By Ryan Costello
December is a busy time with Christmas, New Year’s and everything else that fills your schedule. More importantly, for nervous college students (myself included), it’s grading season.
So we’re a well-rounded, if not substantial, 20 games into the season, and I figure now’s a good time to dole out the quarter-term report card for the Thunder. It goes without saying that the first week of December is far too early a checkpoint to determine whether a player’s season is a success. And even us at Hoops Addict aren’t psychic, but not for lack of trying.
In any case, here are the Thunder’s starting five grades to this point. Study hard.
#0 Russell Westbrook, Guard – A+
Ask the Nets how Russell’s doing this season (38 points, all of OKC’s 13 in the third overtime, 15 rebounds nine assists) or the Pacers (career-high 43 points, eight assists, eight rebounds). Heck, ask Luis Scola and Shane Battier.
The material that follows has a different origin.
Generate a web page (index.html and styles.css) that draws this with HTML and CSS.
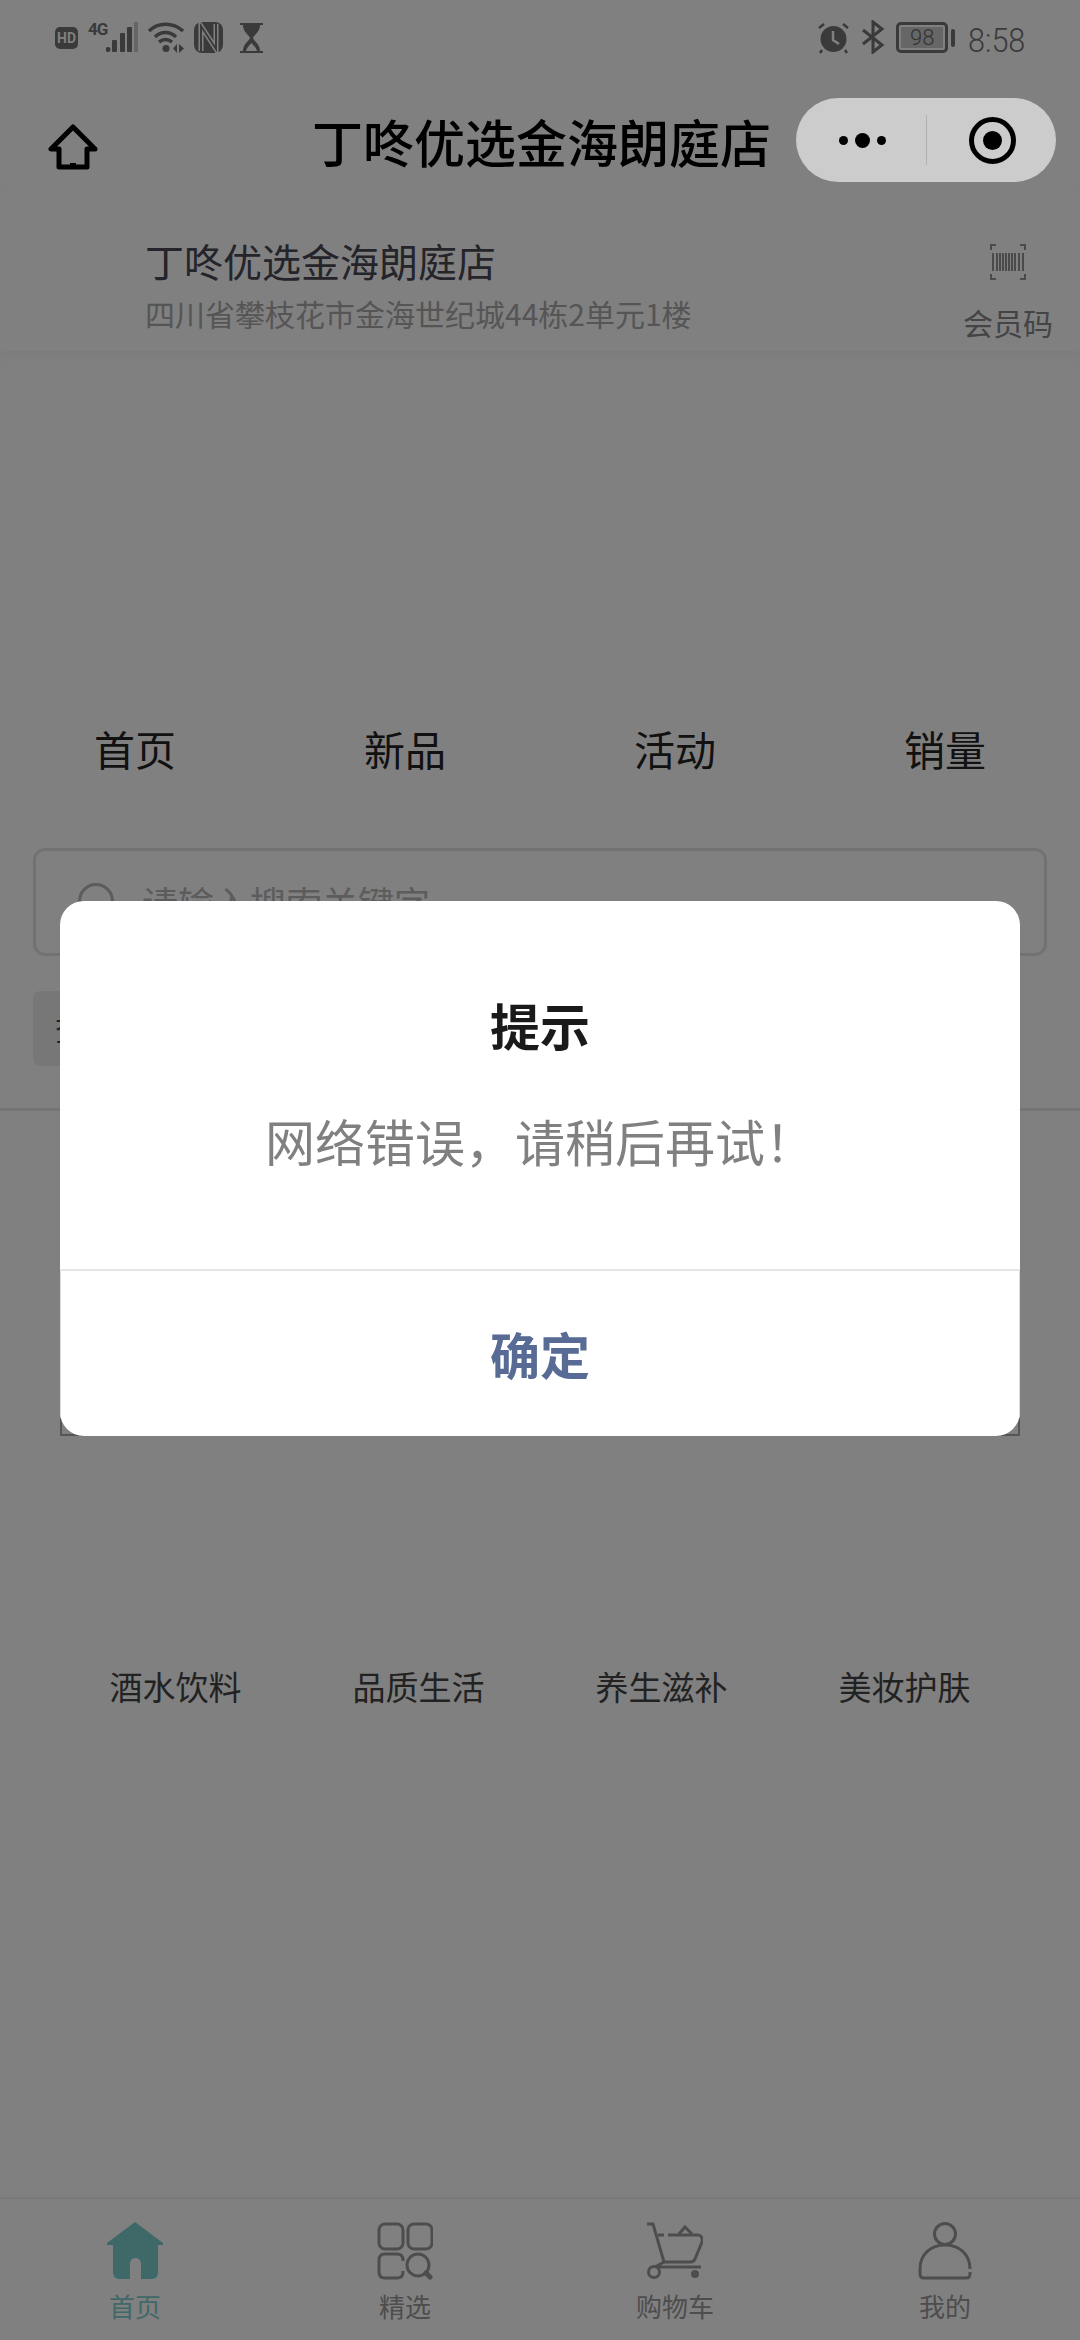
FILE: index.html
```html
<!DOCTYPE html>
<html lang="zh">
<head>
<meta charset="utf-8">
<title>丁咚优选金海朗庭店</title>
<link rel="stylesheet" href="styles.css">
</head>
<body>
<div class="page">
  <div class="status">
    <div class="status-left">
      <div class="hdi"><span>HD</span></div>
      <div class="sig">
        <span class="four">4G</span>
        <svg width="34" height="32" viewBox="20 0 34 32"><circle cx="22" cy="28.500" r="2.500" fill="#3a3a3a"/><rect x="26" y="19" width="5" height="12" rx="1" fill="#3a3a3a"/><rect x="34" y="12" width="5" height="19" rx="1" fill="#3a3a3a"/><rect x="41" y="6" width="5" height="25" rx="1" fill="#3a3a3a"/><rect x="48" y="1" width="4" height="30" fill="#666"/></svg>
      </div>
      <svg class="wifi" width="36" height="31" viewBox="0 0 36 31" fill="none" stroke="#3a3a3a" stroke-width="3.500"><path d="M1 9C10 0 25 0 35 9"/><path d="M7 15C13 9 22 9 28 15"/><path d="M11 20C15 17 20 17 24 20"/><circle cx="18" cy="26.500" r="3.500" fill="#3a3a3a" stroke="none"/><path d="M29 22l-4 4.500 4 4.500zM31 22l5 4.500-5 4.500z" fill="#3a3a3a" stroke="none"/></svg>
      <svg class="nfc" width="30" height="31" viewBox="0 0 30 31"><rect width="29" height="31" rx="8" fill="#3a3a3a"/><path d="M7 29V4L22 27V2" fill="none" stroke="#808080" stroke-width="5"/><path d="M7 29V4L22 27V2" fill="none" stroke="#3a3a3a" stroke-width="2"/></svg>
      <svg class="glass" width="24" height="30" viewBox="0 0 24 30"><path d="M0 0H23V2H20C20 9 14 12 13 15C14 18 20 21 20 28H23V30H0V28H3C3 21 9 18 10 15C9 12 3 9 3 2H0Z" fill="#3a3a3a"/><path d="M6 28C7 24 10 22 11.500 20C13 22 16 24 17 28Z" fill="#808080"/></svg>
    </div>
    <div class="status-right">
      <svg width="33" height="32" viewBox="0 0 33 32"><circle cx="16.500" cy="17" r="13" fill="#3a3a3a"/><path d="M16 9v9l6 4" fill="none" stroke="#808080" stroke-width="2.500"/><path d="M2 6l5-4M31 6l-5-4M5 28l-2 3M28 28l2 3" stroke="#3a3a3a" stroke-width="2.500"/></svg>
      <svg class="bt" width="24" height="34" viewBox="0 0 24 34" fill="none" stroke="#3a3a3a" stroke-width="3"><path d="M2 10L21 25 12 32V2L21 9 2 24"/></svg>
      <div class="battery"><div class="battery-body"><span class="battery-num">98</span></div><div class="battery-tip"></div></div>
      <span class="time">8:58</span>
    </div>
  </div>

  <header class="titlebar">
    <svg class="home" width="50" height="46" viewBox="0 0 50 46" fill="none" stroke="#000" stroke-width="5" stroke-linejoin="round"><path d="M25 3L3 25H11V43H39V25H47Z"/><path d="M22 42h6" stroke-width="6"/></svg>
    <h1 class="title">丁咚优选金海朗庭店</h1>
    <div class="capsule">
      <div class="dots"><i class="dot"></i><i class="dot big"></i><i class="dot"></i></div>
      <i class="capsule-sep"></i>
      <div class="target"><i></i></div>
    </div>
  </header>

  <section class="store">
    <div class="store-info">
      <div class="store-name">丁咚优选金海朗庭店</div>
      <div class="store-addr">四川省攀枝花市金海世纪城44栋2单元1楼</div>
    </div>
    <div class="member">
      <svg width="36" height="36" viewBox="0 0 36 36" fill="none" stroke="#4a4a4a" stroke-width="2"><path d="M1 6V1H6M30 1H35V6M1 30V35H6M30 35H35V30"/><path d="M3 9V27M7 9V27M10 9V27M13 9V27M16 9V27M19 9V27M22 9V27M25 9V27M29 9V27M33 9V27"/></svg>
      <span>会员码</span>
    </div>
  </section>

  <nav class="tabs">
    <span>首页</span><span>新品</span><span>活动</span><span>销量</span>
  </nav>

  <div class="search">
    <i class="search-icon"></i>
    <span>请输入搜索关键字</span>
  </div>
  <div class="chip"><span>查</span></div>
  <hr class="rule">
  <div class="banner"></div>

  <div class="cats">
    <span>酒水饮料</span><span>品质生活</span><span>养生滋补</span><span>美妆护肤</span>
  </div>

  <footer class="tabbar">
    <div class="tab active">
      <svg width="56" height="58" viewBox="0 0 56 58"><path d="M28 0L56 21V23H51V50C51 54 49 57 45 57H34V42C34 34 23 34 23 42V57H12C8 57 6 54 6 50V23H0V21Z" fill="#3f6868"/></svg>
      <span>首页</span>
    </div>
    <div class="tab">
      <svg width="56" height="58" viewBox="0 0 56 58" fill="none" stroke="#4d4d4d" stroke-width="3"><rect x="2" y="2" width="24" height="25" rx="6"/><rect x="31" y="2" width="24" height="25" rx="6"/><path d="M26 39V38C26 34 24 32 20 32H8C4 32 2 34 2 38V50C2 54 4 56 8 56H20C24 56 26 54 26 50V49"/><circle cx="41" cy="43" r="11"/><path d="M49 51l4 4" stroke-width="5" stroke-linecap="round"/></svg>
      <span>精选</span>
    </div>
    <div class="tab">
      <svg width="56" height="58" viewBox="0 0 56 58" fill="none" stroke="#4d4d4d" stroke-width="3"><path d="M0 2H6L17 40H44C46 40 47 39 48 37L55 20C56 16 54 13 51 13H21"/><path d="M11 13H17M32 12L38 5L45 12"/><path d="M17 40L8 45"/><path d="M11 45H54"/><circle cx="7" cy="50" r="5.500"/><circle cx="48" cy="52" r="4" fill="#4d4d4d" stroke="none"/></svg>
      <span>购物车</span>
    </div>
    <div class="tab">
      <svg width="56" height="58" viewBox="0 0 56 58" fill="none" stroke="#4d4d4d" stroke-width="3"><circle cx="28" cy="12" r="10.500"/><path d="M53 47C53 32 42 23 28 23S3 32 3 47V52C3 55 4 56 7 56H49C52 56 53 55 53 52V50"/></svg>
      <span>我的</span>
    </div>
  </footer>

  <div class="overlay">
    <div class="modal">
      <div class="modal-body">
        <div class="modal-title">提示</div>
        <div class="modal-text">网络错误，请稍后再试！</div>
      </div>
      <div class="modal-btn">确定</div>
    </div>
  </div>
</div>
</body>
</html>
```
FILE: styles.css
```css
* { box-sizing: border-box; }
html, body { margin: 0; padding: 0; }
body { font-family: "Noto Sans CJK SC", "Noto Sans", sans-serif; background: #808080; }
.page { position: relative; width: 1080px; height: 2340px; background: #808080; overflow: hidden; display: flex; flex-direction: column; }
i { display: block; }

.status { height: 75px; padding: 22px 48px 0 55px; display: flex; justify-content: space-between; align-items: flex-start; color: #3a3a3a; }
.status-left { display: flex; align-items: flex-start; }
.status-left svg { display: block; }
.hdi { margin-top: 5px; width: 23px; height: 22px; border-radius: 5px; background: #3a3a3a; color: #808080; font-family: "Roboto", sans-serif; font-weight: 700; font-size: 14px; line-height: 22px; text-align: center; }
.sig { margin-left: 8px; margin-top: -1px; width: 54px; height: 32px; display: flex; align-items: flex-start; }
.four { width: 20px; padding-left: 2px; font-family: "Roboto", sans-serif; font-weight: 700; font-size: 17px; line-height: 17px; letter-spacing: -1px; color: #3a3a3a; white-space: nowrap; }
.wifi { margin-left: 8px; }
.nfc { margin-left: 10px; }
.glass { margin-left: 16px; margin-top: 1px; }
.status-right { display: flex; align-items: flex-start; }
.status-right svg { display: block; }
.bt { margin-left: 11px; margin-top: -2px; }
.battery { display: flex; align-items: center; margin-left: 11px; height: 31px; }
.battery-body { width: 52px; height: 31px; border: 3px solid #3a3a3a; border-radius: 5px; display: flex; align-items: center; justify-content: center; position: relative; }
.battery-body::before { content: ""; position: absolute; left: 2px; right: 2px; top: 2px; bottom: 2px; background: #666; }
.battery-num { position: relative; font-family: "Roboto", sans-serif; font-weight: 300; font-size: 22px; color: #333; line-height: 1; }
.battery-tip { width: 4px; height: 18px; background: #3a3a3a; margin-left: 3px; border-radius: 2px; }
.time { font-family: "Roboto", sans-serif; font-weight: 300; font-size: 34px; line-height: 36px; margin-left: 13px; color: #3a3a3a; transform: scaleX(.9); transform-origin: left center; }

.titlebar { height: 122px; display: flex; align-items: center; position: relative; padding-left: 48px; }
.home { display: block; margin-top: 22px; }
.title { margin: 10px 0 0 214px; font-size: 51px; font-weight: 500; line-height: 70px; color: #000; white-space: nowrap; }
.capsule { position: absolute; left: 796px; top: 23px; width: 260px; height: 84px; border-radius: 42px; background: #cccccc; display: flex; align-items: center; }
.dots { width: 130px; display: flex; justify-content: center; align-items: center; gap: 7px; padding-left: 3px; }
.dot { width: 9px; height: 9px; border-radius: 50%; background: #000; }
.dot.big { width: 15px; height: 15px; }
.capsule-sep { width: 1px; height: 50px; background: #b0b0b0; }
.target { flex: 1; display: flex; justify-content: center; align-items: center; }
.target i { width: 47px; height: 47px; border: 5px solid #000; border-radius: 50%; position: relative; margin-left: 2px; }
.target i::after { content: ""; position: absolute; left: 9px; top: 9px; width: 19px; height: 19px; background: #000; border-radius: 50%; }

.store { height: 154px; padding: 36px 27px 0 145px; display: flex; justify-content: space-between; box-shadow: 0 4px 10px #7b7b7b; background: #808080; position: relative; }
.store-name { font-size: 39px; line-height: 54px; color: #24242a; white-space: nowrap; }
.store-addr { font-size: 30px; line-height: 42px; color: #555; margin-top: 5px; white-space: nowrap; }
.member { display: flex; flex-direction: column; align-items: center; color: #444; font-size: 30px; line-height: 42px; gap: 21px; margin-top: 11px; }
.member svg { display: block; }

.tabs { margin-top: 370px; height: 54px; display: grid; grid-template-columns: repeat(4, 270px); font-size: 41px; line-height: 54px; color: #111; }
.tabs span { text-align: center; }

.search { margin: 73px 33px 0 33px; height: 108px; border: 3px solid #727272; border-radius: 12px; display: flex; align-items: center; padding-left: 42px; color: #5c5c5c; font-size: 36px; }
.search-icon { width: 36px; height: 36px; border: 3px solid #5c5c5c; border-radius: 50%; margin-right: 28px; margin-top: -2px; }
.chip { margin: 35px 0 0 33px; width: 200px; height: 75px; background: #777; border-radius: 8px; padding-left: 22px; font-size: 30px; line-height: 75px; color: #222; }
.rule { margin: 42px 0 0; border: 0; height: 3px; background: #747474; flex: none; }
.banner { margin: 0 60px; height: 325px; border: 2px solid #555; }

.cats { margin-top: 226px; padding: 0 0 0 54px; height: 48px; display: grid; grid-template-columns: repeat(4, 243px); font-size: 33px; line-height: 48px; color: #222; }
.cats span { text-align: center; white-space: nowrap; }

.tabbar { position: absolute; left: 0; right: 0; bottom: 0; height: 143px; border-top: 2px solid #797979; display: grid; grid-template-columns: repeat(4, 270px); padding-top: 23px; }
.tab { display: flex; flex-direction: column; align-items: center; color: #4d4d4d; font-size: 26px; line-height: 36px; }
.tab svg { display: block; margin-bottom: 8px; }
.tab.active { color: #3f6868; }

.overlay { position: absolute; inset: 0; display: flex; justify-content: center; padding-top: 901px; }
.modal { width: 960px; height: 535px; background: #fff; border-radius: 24px; display: flex; flex-direction: column; overflow: hidden; }
.modal-body { height: 370px; border-bottom: 2px solid #e5e5e5; padding-top: 88px; text-align: center; }
.modal-title { font-size: 50px; font-weight: 700; line-height: 70px; color: #1a1a1a; }
.modal-text { font-size: 50px; line-height: 70px; color: #808080; margin-top: 46px; }
.modal-btn { flex: 1; display: flex; align-items: center; justify-content: center; font-size: 50px; font-weight: 700; color: #576b95; padding-bottom: 2px; border-left: 1px solid #ddd; border-right: 1px solid #ddd; }
```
The statistics Westbrook have put up to this point in the season are in themselves both surprising and historic. It’s early yet, but if the season ended today, Westbrook’s 24.4 points, 8.5 rebounds and 5.5 rebounds would put him in the rare company of Oscar Robinson, Wilt Chamberlain, Michael Jordan, Gary Payton and LeBron James as the only players ever to average 24/5/8. His +25.85 efficiency rating is third in the association behind only Pau Gasol and fellow floor general Chris Paul.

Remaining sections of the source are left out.